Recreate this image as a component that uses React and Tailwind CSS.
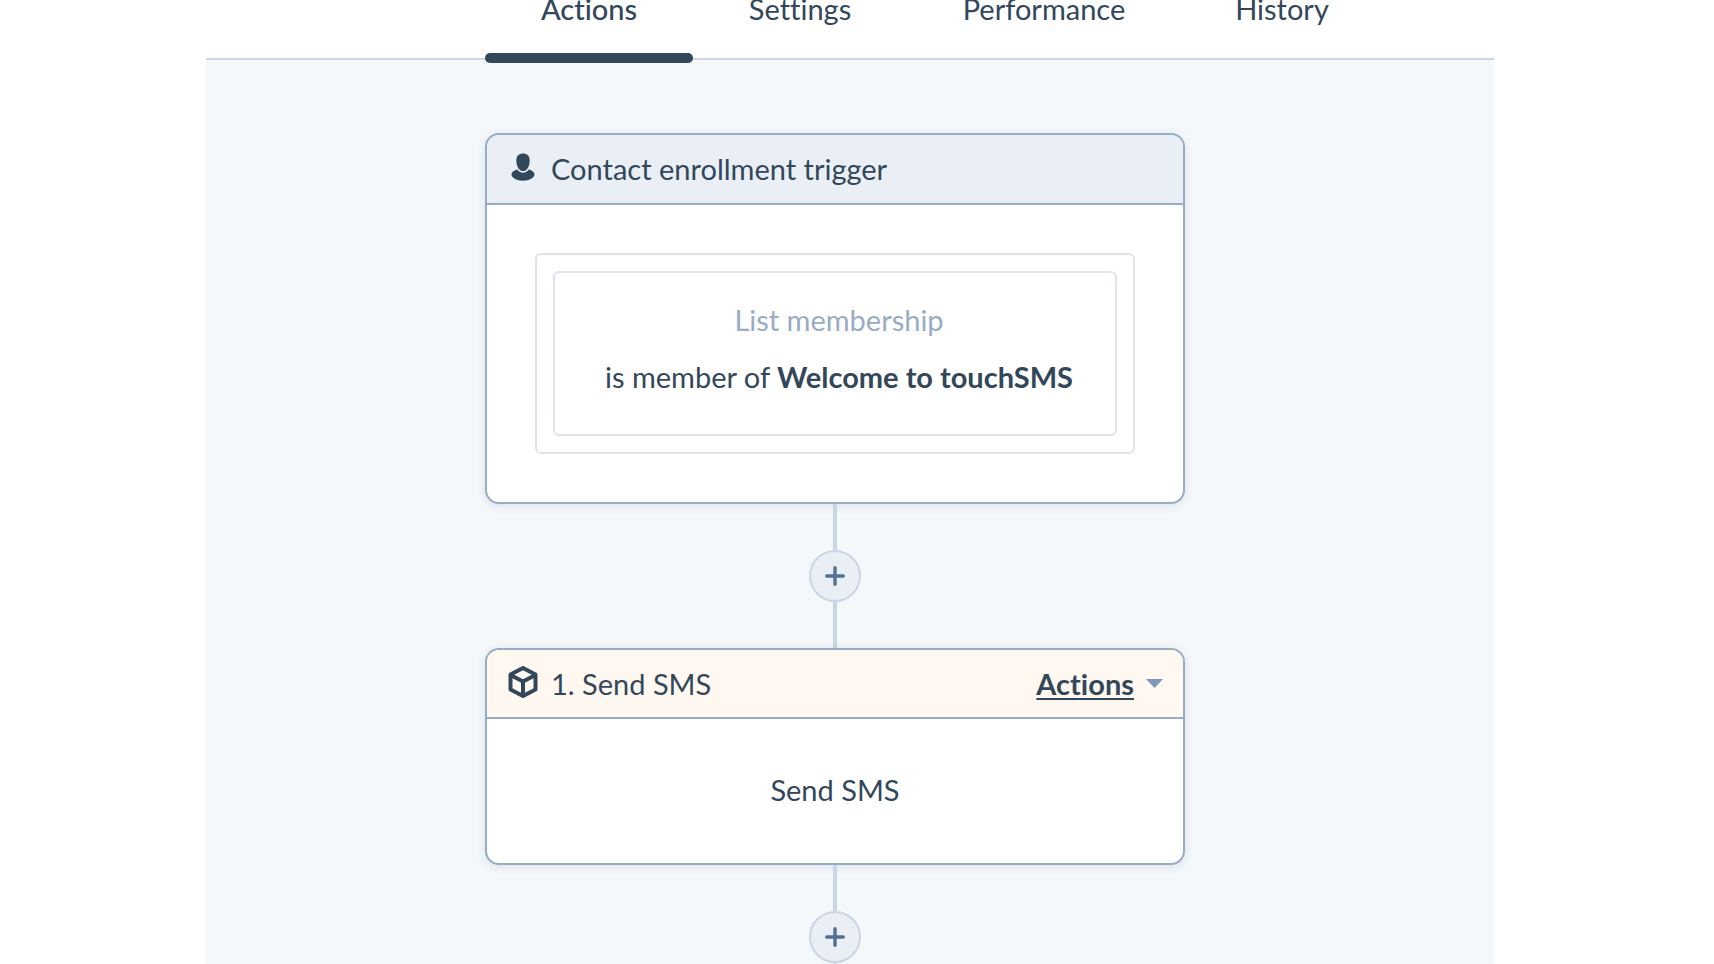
---
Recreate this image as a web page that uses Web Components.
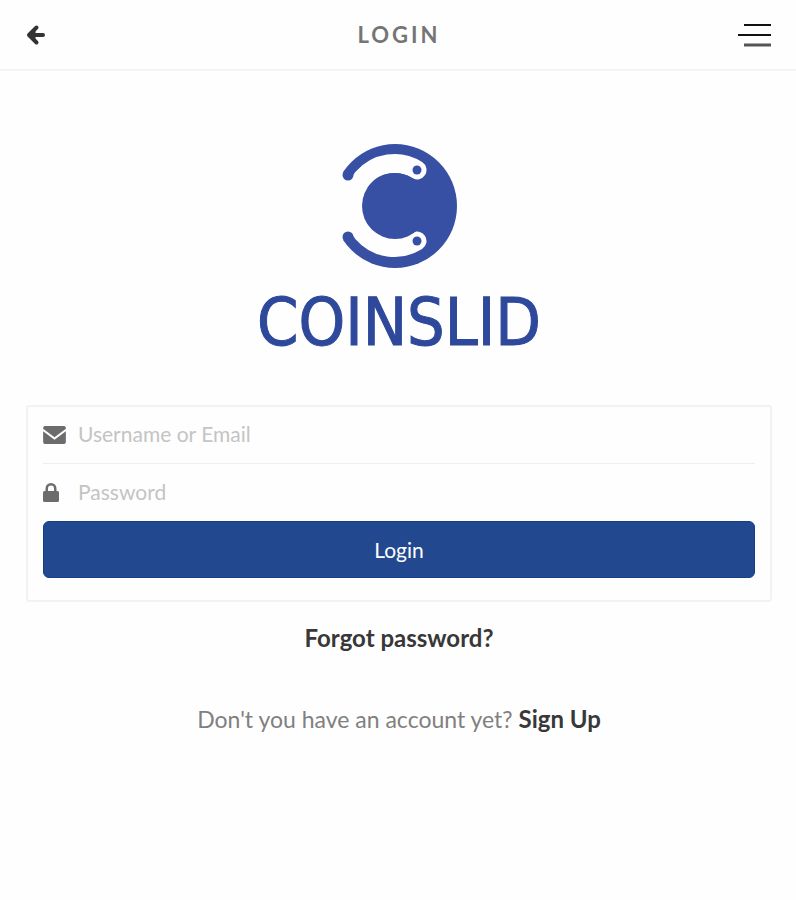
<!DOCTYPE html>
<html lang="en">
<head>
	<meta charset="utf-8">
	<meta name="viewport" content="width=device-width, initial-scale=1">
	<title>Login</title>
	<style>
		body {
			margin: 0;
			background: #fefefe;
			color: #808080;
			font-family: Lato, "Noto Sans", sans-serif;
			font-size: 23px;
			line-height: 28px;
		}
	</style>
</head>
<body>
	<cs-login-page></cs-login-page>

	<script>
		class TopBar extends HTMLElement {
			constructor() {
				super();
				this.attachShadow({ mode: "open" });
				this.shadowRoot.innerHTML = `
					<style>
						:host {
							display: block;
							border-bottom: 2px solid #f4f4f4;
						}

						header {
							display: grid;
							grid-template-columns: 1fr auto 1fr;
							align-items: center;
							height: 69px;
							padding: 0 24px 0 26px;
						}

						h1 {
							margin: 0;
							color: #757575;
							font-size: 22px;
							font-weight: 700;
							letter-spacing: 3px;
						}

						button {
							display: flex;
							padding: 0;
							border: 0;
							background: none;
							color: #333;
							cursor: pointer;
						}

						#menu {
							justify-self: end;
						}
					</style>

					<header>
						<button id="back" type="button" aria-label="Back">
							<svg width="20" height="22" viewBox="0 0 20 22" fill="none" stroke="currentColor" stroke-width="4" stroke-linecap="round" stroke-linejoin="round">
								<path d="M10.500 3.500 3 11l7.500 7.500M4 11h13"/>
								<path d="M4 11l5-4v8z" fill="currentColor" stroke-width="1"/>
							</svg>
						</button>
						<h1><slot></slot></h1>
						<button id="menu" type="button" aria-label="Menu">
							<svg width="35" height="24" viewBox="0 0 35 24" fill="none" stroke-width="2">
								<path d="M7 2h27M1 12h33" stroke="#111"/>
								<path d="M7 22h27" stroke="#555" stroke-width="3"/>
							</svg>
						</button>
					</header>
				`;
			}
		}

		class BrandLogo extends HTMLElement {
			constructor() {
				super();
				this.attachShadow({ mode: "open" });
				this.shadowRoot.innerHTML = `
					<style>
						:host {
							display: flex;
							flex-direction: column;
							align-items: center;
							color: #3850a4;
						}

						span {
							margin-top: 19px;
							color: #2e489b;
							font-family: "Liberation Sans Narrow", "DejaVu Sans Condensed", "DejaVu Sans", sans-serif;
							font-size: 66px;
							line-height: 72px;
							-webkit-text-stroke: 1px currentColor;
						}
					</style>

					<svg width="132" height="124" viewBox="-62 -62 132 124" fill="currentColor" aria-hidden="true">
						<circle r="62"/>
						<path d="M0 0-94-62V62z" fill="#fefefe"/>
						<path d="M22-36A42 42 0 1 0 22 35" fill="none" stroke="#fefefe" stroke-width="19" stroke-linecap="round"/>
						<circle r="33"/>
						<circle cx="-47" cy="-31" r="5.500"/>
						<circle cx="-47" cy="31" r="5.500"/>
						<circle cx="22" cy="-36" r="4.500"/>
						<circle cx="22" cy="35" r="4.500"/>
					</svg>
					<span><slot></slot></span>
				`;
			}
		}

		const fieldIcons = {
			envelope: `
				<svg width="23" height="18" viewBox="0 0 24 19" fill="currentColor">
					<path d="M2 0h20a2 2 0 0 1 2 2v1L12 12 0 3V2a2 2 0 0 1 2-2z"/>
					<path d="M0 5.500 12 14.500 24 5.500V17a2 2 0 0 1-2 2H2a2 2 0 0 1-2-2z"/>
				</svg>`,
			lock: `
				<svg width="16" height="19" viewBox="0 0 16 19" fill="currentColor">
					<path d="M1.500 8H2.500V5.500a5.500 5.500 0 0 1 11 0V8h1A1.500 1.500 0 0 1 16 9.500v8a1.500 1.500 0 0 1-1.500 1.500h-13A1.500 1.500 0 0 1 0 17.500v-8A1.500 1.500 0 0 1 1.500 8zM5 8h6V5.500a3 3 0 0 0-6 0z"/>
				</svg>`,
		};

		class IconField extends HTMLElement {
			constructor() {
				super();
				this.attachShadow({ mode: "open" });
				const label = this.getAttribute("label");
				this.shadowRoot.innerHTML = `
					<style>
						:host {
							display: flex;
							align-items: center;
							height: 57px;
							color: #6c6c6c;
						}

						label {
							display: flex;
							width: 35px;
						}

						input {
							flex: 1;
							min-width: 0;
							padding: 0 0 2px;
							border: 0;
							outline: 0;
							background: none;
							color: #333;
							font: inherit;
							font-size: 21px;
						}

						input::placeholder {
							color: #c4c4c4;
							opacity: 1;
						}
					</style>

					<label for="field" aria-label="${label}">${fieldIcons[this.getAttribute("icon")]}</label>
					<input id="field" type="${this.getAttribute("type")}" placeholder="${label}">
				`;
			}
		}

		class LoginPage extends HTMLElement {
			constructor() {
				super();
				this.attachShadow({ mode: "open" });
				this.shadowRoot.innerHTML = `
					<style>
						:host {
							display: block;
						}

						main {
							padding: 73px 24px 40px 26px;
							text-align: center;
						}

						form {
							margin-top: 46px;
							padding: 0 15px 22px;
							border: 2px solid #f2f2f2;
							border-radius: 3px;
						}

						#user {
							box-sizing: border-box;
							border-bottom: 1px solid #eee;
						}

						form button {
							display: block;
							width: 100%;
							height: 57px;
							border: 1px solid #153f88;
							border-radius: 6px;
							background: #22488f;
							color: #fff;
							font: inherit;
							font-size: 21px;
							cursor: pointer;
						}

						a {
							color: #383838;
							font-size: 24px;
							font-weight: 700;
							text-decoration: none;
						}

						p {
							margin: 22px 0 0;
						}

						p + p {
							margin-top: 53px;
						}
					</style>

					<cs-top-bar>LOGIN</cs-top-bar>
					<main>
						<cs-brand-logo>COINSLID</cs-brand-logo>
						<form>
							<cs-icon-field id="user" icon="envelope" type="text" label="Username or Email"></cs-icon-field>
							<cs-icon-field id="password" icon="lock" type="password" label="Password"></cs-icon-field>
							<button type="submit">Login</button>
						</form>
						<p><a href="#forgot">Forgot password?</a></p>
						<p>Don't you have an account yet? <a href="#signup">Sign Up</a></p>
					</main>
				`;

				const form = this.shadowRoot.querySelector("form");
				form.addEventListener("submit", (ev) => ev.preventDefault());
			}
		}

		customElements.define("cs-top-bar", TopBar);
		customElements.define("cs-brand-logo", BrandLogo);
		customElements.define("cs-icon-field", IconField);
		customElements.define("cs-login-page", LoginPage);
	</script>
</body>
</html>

- Description of the task
From the data above, copy out every line with the string "that" in it.

- Problem solution
Recreate this image as a component that uses React and Tailwind CSS.
Recreate this image as a web page that uses Web Components.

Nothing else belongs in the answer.